PROBLEM DETAILS — Give an exact copy of every line, leaving images out.
[Start]
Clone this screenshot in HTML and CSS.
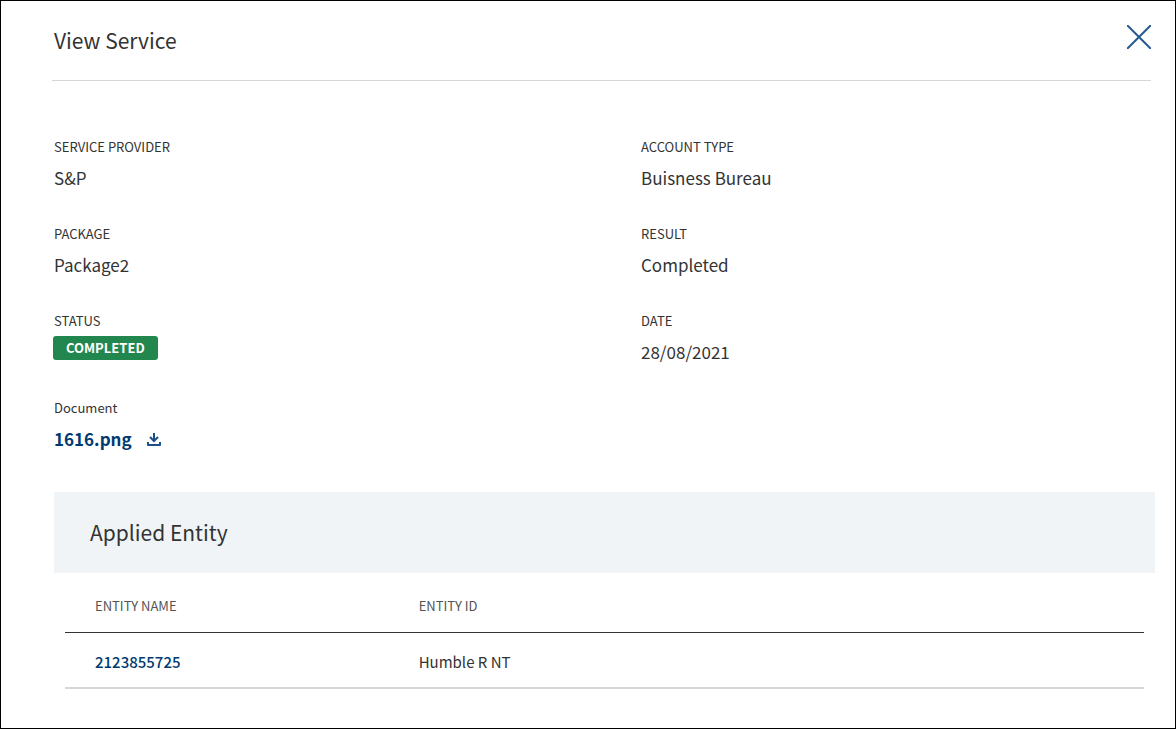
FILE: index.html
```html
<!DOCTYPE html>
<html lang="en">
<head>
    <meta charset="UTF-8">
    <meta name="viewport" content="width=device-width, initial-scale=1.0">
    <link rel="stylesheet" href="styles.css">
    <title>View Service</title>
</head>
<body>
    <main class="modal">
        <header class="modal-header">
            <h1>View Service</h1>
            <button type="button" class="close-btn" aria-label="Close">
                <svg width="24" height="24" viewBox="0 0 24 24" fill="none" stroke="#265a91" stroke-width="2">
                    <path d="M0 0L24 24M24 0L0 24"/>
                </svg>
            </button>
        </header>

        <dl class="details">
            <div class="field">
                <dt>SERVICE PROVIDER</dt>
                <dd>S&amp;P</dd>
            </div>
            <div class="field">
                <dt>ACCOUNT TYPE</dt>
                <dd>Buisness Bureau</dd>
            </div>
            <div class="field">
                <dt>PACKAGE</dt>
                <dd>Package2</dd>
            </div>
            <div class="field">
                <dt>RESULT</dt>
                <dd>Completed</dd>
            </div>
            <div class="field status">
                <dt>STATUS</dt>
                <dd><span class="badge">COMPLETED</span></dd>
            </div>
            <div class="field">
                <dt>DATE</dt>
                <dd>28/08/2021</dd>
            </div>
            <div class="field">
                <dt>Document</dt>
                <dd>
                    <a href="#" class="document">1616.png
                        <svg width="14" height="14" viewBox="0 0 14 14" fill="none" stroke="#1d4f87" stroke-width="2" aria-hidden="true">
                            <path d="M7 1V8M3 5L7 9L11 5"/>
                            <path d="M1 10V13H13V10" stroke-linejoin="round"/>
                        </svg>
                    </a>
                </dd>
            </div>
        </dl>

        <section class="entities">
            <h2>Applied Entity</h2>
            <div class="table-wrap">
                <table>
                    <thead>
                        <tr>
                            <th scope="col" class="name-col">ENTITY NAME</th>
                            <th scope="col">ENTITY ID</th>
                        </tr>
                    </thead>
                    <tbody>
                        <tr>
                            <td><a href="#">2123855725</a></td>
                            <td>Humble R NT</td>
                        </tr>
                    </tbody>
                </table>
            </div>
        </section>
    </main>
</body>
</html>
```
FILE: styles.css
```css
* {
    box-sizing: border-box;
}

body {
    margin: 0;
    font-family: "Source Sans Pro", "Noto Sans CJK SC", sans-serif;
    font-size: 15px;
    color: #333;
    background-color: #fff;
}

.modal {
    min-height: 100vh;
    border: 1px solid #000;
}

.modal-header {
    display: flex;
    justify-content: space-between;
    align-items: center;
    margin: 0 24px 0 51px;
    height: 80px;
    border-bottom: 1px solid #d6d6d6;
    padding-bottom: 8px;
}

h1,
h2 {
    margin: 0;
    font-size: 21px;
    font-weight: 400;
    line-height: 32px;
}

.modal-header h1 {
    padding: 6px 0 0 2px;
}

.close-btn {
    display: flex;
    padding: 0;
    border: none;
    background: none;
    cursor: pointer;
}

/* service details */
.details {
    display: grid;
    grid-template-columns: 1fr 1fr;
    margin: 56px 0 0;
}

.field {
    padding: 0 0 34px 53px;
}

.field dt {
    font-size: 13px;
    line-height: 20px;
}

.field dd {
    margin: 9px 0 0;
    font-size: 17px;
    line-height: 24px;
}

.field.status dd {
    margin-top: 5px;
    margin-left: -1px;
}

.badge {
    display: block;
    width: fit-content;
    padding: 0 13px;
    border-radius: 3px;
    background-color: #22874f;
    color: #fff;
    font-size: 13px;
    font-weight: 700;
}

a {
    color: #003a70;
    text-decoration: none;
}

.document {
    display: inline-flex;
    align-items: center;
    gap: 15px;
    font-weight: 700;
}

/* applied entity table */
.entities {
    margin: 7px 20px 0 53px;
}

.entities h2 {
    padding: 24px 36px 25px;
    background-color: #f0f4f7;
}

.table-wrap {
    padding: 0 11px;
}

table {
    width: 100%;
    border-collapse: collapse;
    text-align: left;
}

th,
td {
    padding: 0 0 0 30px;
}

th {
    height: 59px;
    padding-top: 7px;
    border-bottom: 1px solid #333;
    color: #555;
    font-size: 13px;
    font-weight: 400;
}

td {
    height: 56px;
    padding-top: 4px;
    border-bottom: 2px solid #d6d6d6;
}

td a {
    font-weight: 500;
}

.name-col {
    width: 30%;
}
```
[End]
FULL OUTPUT —
Clone this screenshot in HTML and CSS.
FILE: index.html
```html
<!DOCTYPE html>
<html lang="en">
<head>
    <meta charset="UTF-8">
    <meta name="viewport" content="width=device-width, initial-scale=1.0">
    <link rel="stylesheet" href="styles.css">
    <title>View Service</title>
</head>
<body>
    <main class="modal">
        <header class="modal-header">
            <h1>View Service</h1>
            <button type="button" class="close-btn" aria-label="Close">
                <svg width="24" height="24" viewBox="0 0 24 24" fill="none" stroke="#265a91" stroke-width="2">
                    <path d="M0 0L24 24M24 0L0 24"/>
                </svg>
            </button>
        </header>

        <dl class="details">
            <div class="field">
                <dt>SERVICE PROVIDER</dt>
                <dd>S&amp;P</dd>
            </div>
            <div class="field">
                <dt>ACCOUNT TYPE</dt>
                <dd>Buisness Bureau</dd>
            </div>
            <div class="field">
                <dt>PACKAGE</dt>
                <dd>Package2</dd>
            </div>
            <div class="field">
                <dt>RESULT</dt>
                <dd>Completed</dd>
            </div>
            <div class="field status">
                <dt>STATUS</dt>
                <dd><span class="badge">COMPLETED</span></dd>
            </div>
            <div class="field">
                <dt>DATE</dt>
                <dd>28/08/2021</dd>
            </div>
            <div class="field">
                <dt>Document</dt>
                <dd>
                    <a href="#" class="document">1616.png
                        <svg width="14" height="14" viewBox="0 0 14 14" fill="none" stroke="#1d4f87" stroke-width="2" aria-hidden="true">
                            <path d="M7 1V8M3 5L7 9L11 5"/>
                            <path d="M1 10V13H13V10" stroke-linejoin="round"/>
                        </svg>
                    </a>
                </dd>
            </div>
        </dl>

        <section class="entities">
            <h2>Applied Entity</h2>
            <div class="table-wrap">
                <table>
                    <thead>
                        <tr>
                            <th scope="col" class="name-col">ENTITY NAME</th>
                            <th scope="col">ENTITY ID</th>
                        </tr>
                    </thead>
                    <tbody>
                        <tr>
                            <td><a href="#">2123855725</a></td>
                            <td>Humble R NT</td>
                        </tr>
                    </tbody>
                </table>
            </div>
        </section>
    </main>
</body>
</html>
```
FILE: styles.css
```css
* {
    box-sizing: border-box;
}

body {
    margin: 0;
    font-family: "Source Sans Pro", "Noto Sans CJK SC", sans-serif;
    font-size: 15px;
    color: #333;
    background-color: #fff;
}

.modal {
    min-height: 100vh;
    border: 1px solid #000;
}

.modal-header {
    display: flex;
    justify-content: space-between;
    align-items: center;
    margin: 0 24px 0 51px;
    height: 80px;
    border-bottom: 1px solid #d6d6d6;
    padding-bottom: 8px;
}

h1,
h2 {
    margin: 0;
    font-size: 21px;
    font-weight: 400;
    line-height: 32px;
}

.modal-header h1 {
    padding: 6px 0 0 2px;
}

.close-btn {
    display: flex;
    padding: 0;
    border: none;
    background: none;
    cursor: pointer;
}

/* service details */
.details {
    display: grid;
    grid-template-columns: 1fr 1fr;
    margin: 56px 0 0;
}

.field {
    padding: 0 0 34px 53px;
}

.field dt {
    font-size: 13px;
    line-height: 20px;
}

.field dd {
    margin: 9px 0 0;
    font-size: 17px;
    line-height: 24px;
}

.field.status dd {
    margin-top: 5px;
    margin-left: -1px;
}

.badge {
    display: block;
    width: fit-content;
    padding: 0 13px;
    border-radius: 3px;
    background-color: #22874f;
    color: #fff;
    font-size: 13px;
    font-weight: 700;
}

a {
    color: #003a70;
    text-decoration: none;
}

.document {
    display: inline-flex;
    align-items: center;
    gap: 15px;
    font-weight: 700;
}

/* applied entity table */
.entities {
    margin: 7px 20px 0 53px;
}

.entities h2 {
    padding: 24px 36px 25px;
    background-color: #f0f4f7;
}

.table-wrap {
    padding: 0 11px;
}

table {
    width: 100%;
    border-collapse: collapse;
    text-align: left;
}

th,
td {
    padding: 0 0 0 30px;
}

th {
    height: 59px;
    padding-top: 7px;
    border-bottom: 1px solid #333;
    color: #555;
    font-size: 13px;
    font-weight: 400;
}

td {
    height: 56px;
    padding-top: 4px;
    border-bottom: 2px solid #d6d6d6;
}

td a {
    font-weight: 500;
}

.name-col {
    width: 30%;
}
```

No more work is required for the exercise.